Photography by Danny Fulgencio
What do spunky 21-year-olds, seasoned 70-year-olds and everyone in between have in common? There’s an intense love for this neighborhood blues bar The Goat, where live music, jukebox jams, billiards and good conversation, unfold in a dimly lit haven every day of the week.
When you open the red wooden door, chances are a whiff of freshly brewed coffee will hit one nostril while a chilled glass of Pabst Blue Ribbon enters the other. The Goat is the only place in Dallas where a morning routine peacefully overlaps with traditional bar shenanigans. The 7 a.m. to 2 a.m. hours cater to absolutely anyone.
Fresh off the night shift, it’s the morning crowd’s 5 o’clock. Sunrise bargoers enjoy their drinks and company before catching up on sleep. On their way out, they may see the noon regulars, who come for a light sip on lunch breaks. Early afternoon regulars stay until dinnertime. Variations of these ins-and-outs happen all day and night, leaving the late-night regulars to finish off the mixed nuts and request one more tune on the jukebox before closing.
“The best thing about The Goat is the people.”
The Goat has held its ground in East Dallas as the bar scene evolved. Originally called the Office Club in the 1970s, Lota Dunham bought the bar with a specific vision. She loved Pontiac GTOs, a car often called “the goat” because of its reputation to eat anything on the street, and wanted her dream car on top of the bar. The plan didn’t work, so she settled for the animal as the bar’s official mascot. Lota’s Goat was the name during the ’80s and ’90s until Sandy and Bill Weiss renamed it The Goat in 2004. Sandy died, and Bill has remained the owner.
The bar’s ambience attracts a coterie of regulars who live across the country. Leslie Zinn resides in New Jersey and visits The Goat on every trip to Dallas.

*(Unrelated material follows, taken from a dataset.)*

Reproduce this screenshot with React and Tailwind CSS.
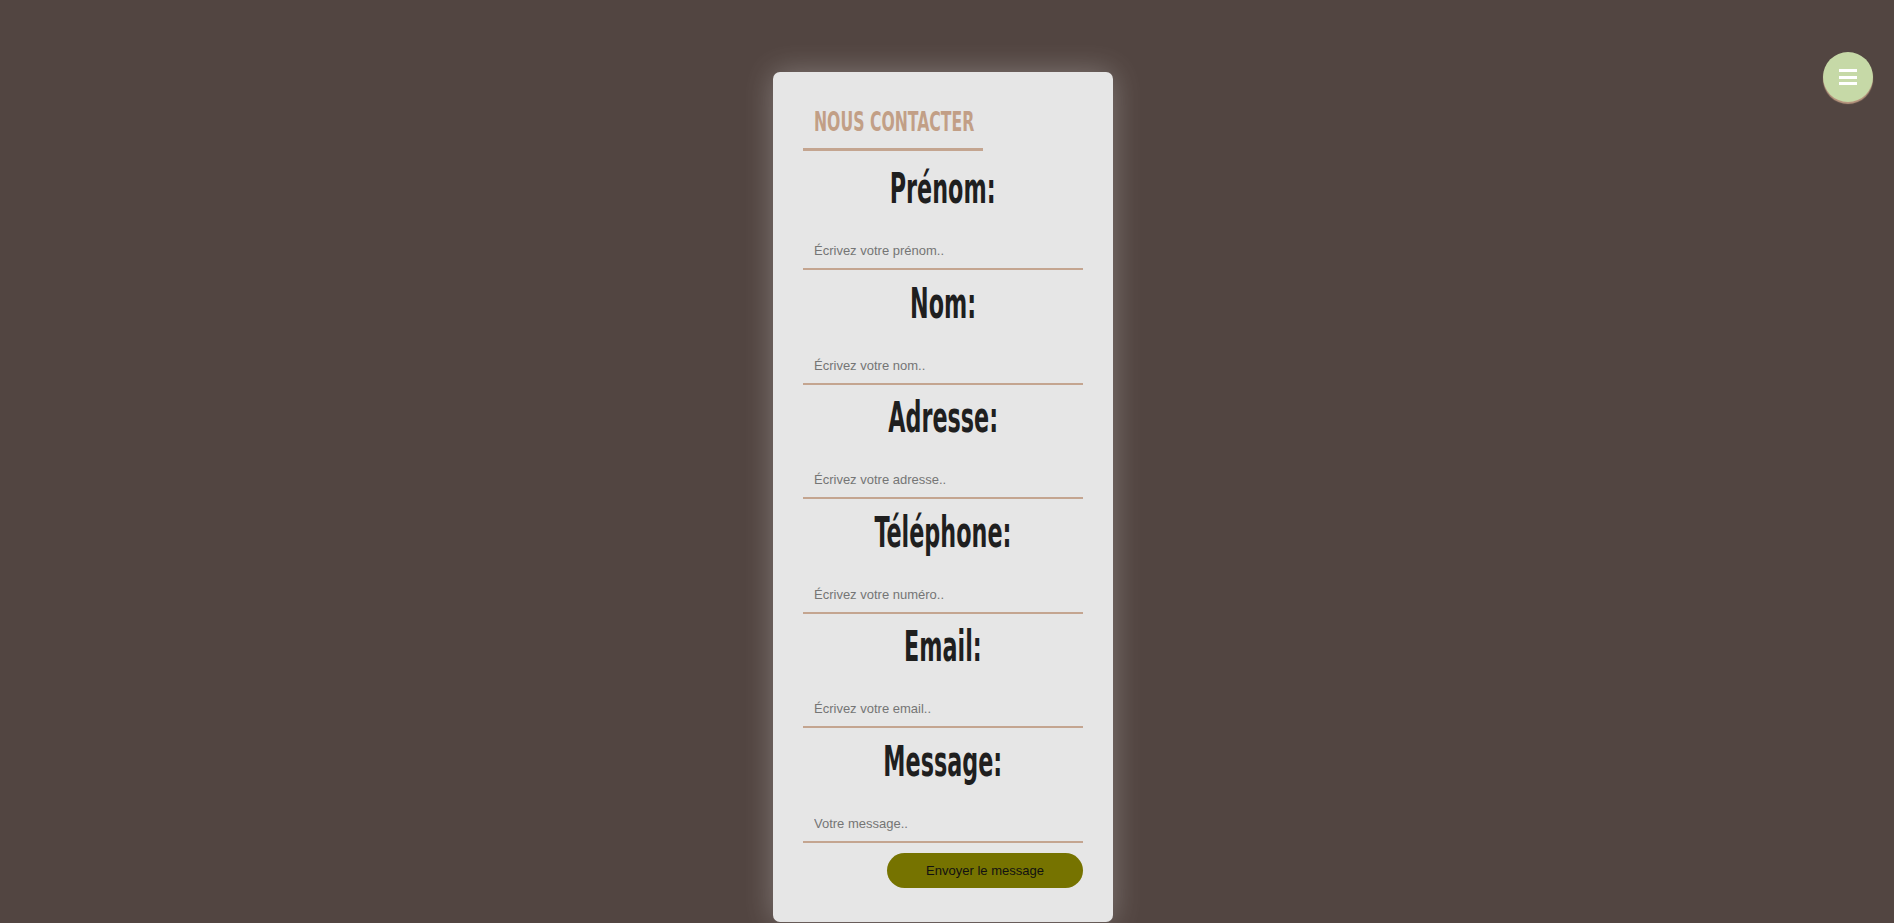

“My daughter took me to The Goat when I was in town visiting a few years ago, and I fell in love with the place,” Zinn says. “Great live music, dancing and a fun environment with a laid-back and diverse crowd keeps this Jersey girl coming back whenever I’m in town.”
Karaoke night, a relatively new addition, brings people from all over Dallas on Sunday evenings for their chance at the mic. Karaoke nights have garnered an international reputation. It’s so popular that travelers from Germany show up to belt their favorite tunes.
Locals and travelers rave about The Goat, but the musicians who perform there bring another level of passion. Greg Walling is a longtime band member of The Boogie Men, a group that plays blues, funk and classic rock to make people dance. Playing on The Goat’s Buddy Guy-inspired polka dot stage since 2006, Walling recalls the pure joy of performing for such a quirky crowd.
“I’ve seen lawyers dressed in their pressed, business-casual clothes sitting at the bar with a guy in painter’s overalls, talking about life and listening to music,” Walling says.
The Boogie Men thrive on the crowd’s dancing and cheering.
“You can tell the crowd listens and really loves the music,” Walling says. “The best thing about The Goat is their people.”
The Goat temporarily closed because of the coronavirus.